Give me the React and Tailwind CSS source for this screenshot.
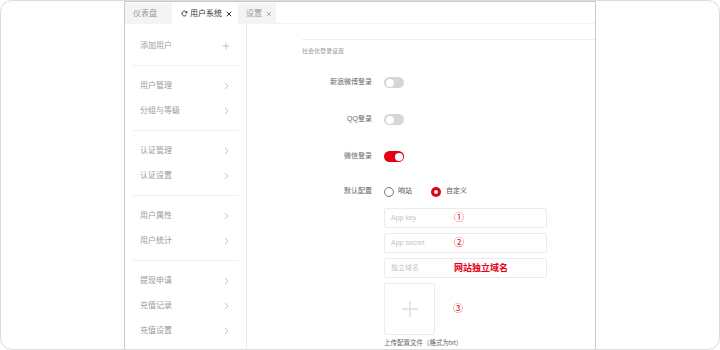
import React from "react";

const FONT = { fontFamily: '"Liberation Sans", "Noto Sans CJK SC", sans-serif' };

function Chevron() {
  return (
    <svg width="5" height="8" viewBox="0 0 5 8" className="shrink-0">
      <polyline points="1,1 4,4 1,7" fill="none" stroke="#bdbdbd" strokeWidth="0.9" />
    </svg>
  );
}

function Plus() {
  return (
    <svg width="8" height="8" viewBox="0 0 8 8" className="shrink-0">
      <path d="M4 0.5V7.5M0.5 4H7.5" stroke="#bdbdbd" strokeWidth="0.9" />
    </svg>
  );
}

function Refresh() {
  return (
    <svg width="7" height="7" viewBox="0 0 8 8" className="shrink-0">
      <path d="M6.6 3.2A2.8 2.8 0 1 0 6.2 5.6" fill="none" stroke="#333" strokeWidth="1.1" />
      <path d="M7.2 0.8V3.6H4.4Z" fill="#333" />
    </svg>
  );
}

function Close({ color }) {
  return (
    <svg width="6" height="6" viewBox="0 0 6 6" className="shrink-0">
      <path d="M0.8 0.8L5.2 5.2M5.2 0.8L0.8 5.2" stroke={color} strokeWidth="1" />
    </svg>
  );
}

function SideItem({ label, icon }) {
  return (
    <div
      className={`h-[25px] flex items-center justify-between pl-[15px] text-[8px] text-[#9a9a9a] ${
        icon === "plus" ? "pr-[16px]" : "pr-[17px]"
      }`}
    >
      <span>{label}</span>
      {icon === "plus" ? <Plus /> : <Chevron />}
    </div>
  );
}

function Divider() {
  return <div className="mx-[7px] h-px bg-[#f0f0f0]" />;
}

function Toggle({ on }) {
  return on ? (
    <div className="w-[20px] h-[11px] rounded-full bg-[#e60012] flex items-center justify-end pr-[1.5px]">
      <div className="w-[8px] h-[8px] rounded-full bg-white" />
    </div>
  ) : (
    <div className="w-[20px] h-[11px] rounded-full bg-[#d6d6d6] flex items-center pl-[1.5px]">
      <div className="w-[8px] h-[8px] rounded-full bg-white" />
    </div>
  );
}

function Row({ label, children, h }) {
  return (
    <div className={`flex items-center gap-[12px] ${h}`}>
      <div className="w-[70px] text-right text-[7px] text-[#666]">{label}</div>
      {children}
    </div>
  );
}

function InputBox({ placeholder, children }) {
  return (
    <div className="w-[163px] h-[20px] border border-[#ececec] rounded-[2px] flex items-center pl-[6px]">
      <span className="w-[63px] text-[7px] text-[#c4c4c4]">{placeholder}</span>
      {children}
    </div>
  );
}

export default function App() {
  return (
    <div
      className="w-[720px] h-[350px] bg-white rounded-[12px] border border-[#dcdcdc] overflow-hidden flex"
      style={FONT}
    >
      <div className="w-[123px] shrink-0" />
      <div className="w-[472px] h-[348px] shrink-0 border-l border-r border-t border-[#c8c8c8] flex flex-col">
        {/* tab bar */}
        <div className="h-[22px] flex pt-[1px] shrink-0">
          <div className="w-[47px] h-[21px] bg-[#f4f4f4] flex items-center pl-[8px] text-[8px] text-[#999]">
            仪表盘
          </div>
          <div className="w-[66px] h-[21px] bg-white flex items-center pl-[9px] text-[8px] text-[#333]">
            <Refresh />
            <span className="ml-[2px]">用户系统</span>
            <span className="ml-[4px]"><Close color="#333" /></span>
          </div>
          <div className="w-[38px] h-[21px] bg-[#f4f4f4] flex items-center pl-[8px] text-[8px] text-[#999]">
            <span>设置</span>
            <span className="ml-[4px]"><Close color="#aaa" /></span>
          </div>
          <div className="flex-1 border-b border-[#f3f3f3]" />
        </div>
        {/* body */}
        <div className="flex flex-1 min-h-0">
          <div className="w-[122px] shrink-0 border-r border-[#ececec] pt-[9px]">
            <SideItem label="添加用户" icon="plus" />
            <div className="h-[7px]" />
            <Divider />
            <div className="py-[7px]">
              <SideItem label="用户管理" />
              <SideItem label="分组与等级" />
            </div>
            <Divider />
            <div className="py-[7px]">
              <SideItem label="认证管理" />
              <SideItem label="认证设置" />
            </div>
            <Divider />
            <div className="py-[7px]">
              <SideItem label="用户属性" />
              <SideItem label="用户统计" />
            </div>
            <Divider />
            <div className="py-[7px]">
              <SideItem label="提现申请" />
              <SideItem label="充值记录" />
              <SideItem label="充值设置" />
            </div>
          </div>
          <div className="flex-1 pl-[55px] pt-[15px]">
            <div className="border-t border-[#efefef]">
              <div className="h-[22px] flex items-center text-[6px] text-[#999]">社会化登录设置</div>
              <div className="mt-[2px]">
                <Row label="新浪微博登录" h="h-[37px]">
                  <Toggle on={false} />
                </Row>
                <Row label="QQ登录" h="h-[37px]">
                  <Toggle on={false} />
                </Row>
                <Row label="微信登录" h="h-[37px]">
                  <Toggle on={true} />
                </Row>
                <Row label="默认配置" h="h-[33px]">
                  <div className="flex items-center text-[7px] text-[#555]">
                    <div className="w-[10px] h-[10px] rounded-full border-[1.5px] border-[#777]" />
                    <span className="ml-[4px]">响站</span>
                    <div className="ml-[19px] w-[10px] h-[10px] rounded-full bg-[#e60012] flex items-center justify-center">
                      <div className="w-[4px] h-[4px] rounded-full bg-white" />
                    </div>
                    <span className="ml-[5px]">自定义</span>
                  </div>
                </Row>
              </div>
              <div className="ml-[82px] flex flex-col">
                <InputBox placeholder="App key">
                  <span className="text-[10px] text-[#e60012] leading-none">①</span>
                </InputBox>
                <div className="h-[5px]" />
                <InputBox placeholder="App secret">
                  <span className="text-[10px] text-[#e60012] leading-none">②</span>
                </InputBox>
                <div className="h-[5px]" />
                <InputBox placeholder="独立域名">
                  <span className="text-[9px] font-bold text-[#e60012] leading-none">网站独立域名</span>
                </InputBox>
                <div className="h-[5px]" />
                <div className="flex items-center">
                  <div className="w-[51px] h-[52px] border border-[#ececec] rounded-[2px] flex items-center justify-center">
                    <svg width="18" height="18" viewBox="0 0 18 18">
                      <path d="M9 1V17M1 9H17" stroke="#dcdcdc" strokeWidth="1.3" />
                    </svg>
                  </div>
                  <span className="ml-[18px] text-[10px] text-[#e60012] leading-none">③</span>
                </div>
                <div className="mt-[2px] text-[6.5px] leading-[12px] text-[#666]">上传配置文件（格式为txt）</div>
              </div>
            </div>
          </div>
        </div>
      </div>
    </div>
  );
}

__SET PROBLEM__.
Set the pictures aside and transcribe the data above exactly.

__EXERCISE ANSWER__.
Give me the React and Tailwind CSS source for this screenshot.
import React from "react";

const FONT = { fontFamily: '"Liberation Sans", "Noto Sans CJK SC", sans-serif' };

function Chevron() {
  return (
    <svg width="5" height="8" viewBox="0 0 5 8" className="shrink-0">
      <polyline points="1,1 4,4 1,7" fill="none" stroke="#bdbdbd" strokeWidth="0.9" />
    </svg>
  );
}

function Plus() {
  return (
    <svg width="8" height="8" viewBox="0 0 8 8" className="shrink-0">
      <path d="M4 0.5V7.5M0.5 4H7.5" stroke="#bdbdbd" strokeWidth="0.9" />
    </svg>
  );
}

function Refresh() {
  return (
    <svg width="7" height="7" viewBox="0 0 8 8" className="shrink-0">
      <path d="M6.6 3.2A2.8 2.8 0 1 0 6.2 5.6" fill="none" stroke="#333" strokeWidth="1.1" />
      <path d="M7.2 0.8V3.6H4.4Z" fill="#333" />
    </svg>
  );
}

function Close({ color }) {
  return (
    <svg width="6" height="6" viewBox="0 0 6 6" className="shrink-0">
      <path d="M0.8 0.8L5.2 5.2M5.2 0.8L0.8 5.2" stroke={color} strokeWidth="1" />
    </svg>
  );
}

function SideItem({ label, icon }) {
  return (
    <div
      className={`h-[25px] flex items-center justify-between pl-[15px] text-[8px] text-[#9a9a9a] ${
        icon === "plus" ? "pr-[16px]" : "pr-[17px]"
      }`}
    >
      <span>{label}</span>
      {icon === "plus" ? <Plus /> : <Chevron />}
    </div>
  );
}

function Divider() {
  return <div className="mx-[7px] h-px bg-[#f0f0f0]" />;
}

function Toggle({ on }) {
  return on ? (
    <div className="w-[20px] h-[11px] rounded-full bg-[#e60012] flex items-center justify-end pr-[1.5px]">
      <div className="w-[8px] h-[8px] rounded-full bg-white" />
    </div>
  ) : (
    <div className="w-[20px] h-[11px] rounded-full bg-[#d6d6d6] flex items-center pl-[1.5px]">
      <div className="w-[8px] h-[8px] rounded-full bg-white" />
    </div>
  );
}

function Row({ label, children, h }) {
  return (
    <div className={`flex items-center gap-[12px] ${h}`}>
      <div className="w-[70px] text-right text-[7px] text-[#666]">{label}</div>
      {children}
    </div>
  );
}

function InputBox({ placeholder, children }) {
  return (
    <div className="w-[163px] h-[20px] border border-[#ececec] rounded-[2px] flex items-center pl-[6px]">
      <span className="w-[63px] text-[7px] text-[#c4c4c4]">{placeholder}</span>
      {children}
    </div>
  );
}

export default function App() {
  return (
    <div
      className="w-[720px] h-[350px] bg-white rounded-[12px] border border-[#dcdcdc] overflow-hidden flex"
      style={FONT}
    >
      <div className="w-[123px] shrink-0" />
      <div className="w-[472px] h-[348px] shrink-0 border-l border-r border-t border-[#c8c8c8] flex flex-col">
        {/* tab bar */}
        <div className="h-[22px] flex pt-[1px] shrink-0">
          <div className="w-[47px] h-[21px] bg-[#f4f4f4] flex items-center pl-[8px] text-[8px] text-[#999]">
            仪表盘
          </div>
          <div className="w-[66px] h-[21px] bg-white flex items-center pl-[9px] text-[8px] text-[#333]">
            <Refresh />
            <span className="ml-[2px]">用户系统</span>
            <span className="ml-[4px]"><Close color="#333" /></span>
          </div>
          <div className="w-[38px] h-[21px] bg-[#f4f4f4] flex items-center pl-[8px] text-[8px] text-[#999]">
            <span>设置</span>
            <span className="ml-[4px]"><Close color="#aaa" /></span>
          </div>
          <div className="flex-1 border-b border-[#f3f3f3]" />
        </div>
        {/* body */}
        <div className="flex flex-1 min-h-0">
          <div className="w-[122px] shrink-0 border-r border-[#ececec] pt-[9px]">
            <SideItem label="添加用户" icon="plus" />
            <div className="h-[7px]" />
            <Divider />
            <div className="py-[7px]">
              <SideItem label="用户管理" />
              <SideItem label="分组与等级" />
            </div>
            <Divider />
            <div className="py-[7px]">
              <SideItem label="认证管理" />
              <SideItem label="认证设置" />
            </div>
            <Divider />
            <div className="py-[7px]">
              <SideItem label="用户属性" />
              <SideItem label="用户统计" />
            </div>
            <Divider />
            <div className="py-[7px]">
              <SideItem label="提现申请" />
              <SideItem label="充值记录" />
              <SideItem label="充值设置" />
            </div>
          </div>
          <div className="flex-1 pl-[55px] pt-[15px]">
            <div className="border-t border-[#efefef]">
              <div className="h-[22px] flex items-center text-[6px] text-[#999]">社会化登录设置</div>
              <div className="mt-[2px]">
                <Row label="新浪微博登录" h="h-[37px]">
                  <Toggle on={false} />
                </Row>
                <Row label="QQ登录" h="h-[37px]">
                  <Toggle on={false} />
                </Row>
                <Row label="微信登录" h="h-[37px]">
                  <Toggle on={true} />
                </Row>
                <Row label="默认配置" h="h-[33px]">
                  <div className="flex items-center text-[7px] text-[#555]">
                    <div className="w-[10px] h-[10px] rounded-full border-[1.5px] border-[#777]" />
                    <span className="ml-[4px]">响站</span>
                    <div className="ml-[19px] w-[10px] h-[10px] rounded-full bg-[#e60012] flex items-center justify-center">
                      <div className="w-[4px] h-[4px] rounded-full bg-white" />
                    </div>
                    <span className="ml-[5px]">自定义</span>
                  </div>
                </Row>
              </div>
              <div className="ml-[82px] flex flex-col">
                <InputBox placeholder="App key">
                  <span className="text-[10px] text-[#e60012] leading-none">①</span>
                </InputBox>
                <div className="h-[5px]" />
                <InputBox placeholder="App secret">
                  <span className="text-[10px] text-[#e60012] leading-none">②</span>
                </InputBox>
                <div className="h-[5px]" />
                <InputBox placeholder="独立域名">
                  <span className="text-[9px] font-bold text-[#e60012] leading-none">网站独立域名</span>
                </InputBox>
                <div className="h-[5px]" />
                <div className="flex items-center">
                  <div className="w-[51px] h-[52px] border border-[#ececec] rounded-[2px] flex items-center justify-center">
                    <svg width="18" height="18" viewBox="0 0 18 18">
                      <path d="M9 1V17M1 9H17" stroke="#dcdcdc" strokeWidth="1.3" />
                    </svg>
                  </div>
                  <span className="ml-[18px] text-[10px] text-[#e60012] leading-none">③</span>
                </div>
                <div className="mt-[2px] text-[6.5px] leading-[12px] text-[#666]">上传配置文件（格式为txt）</div>
              </div>
            </div>
          </div>
        </div>
      </div>
    </div>
  );
}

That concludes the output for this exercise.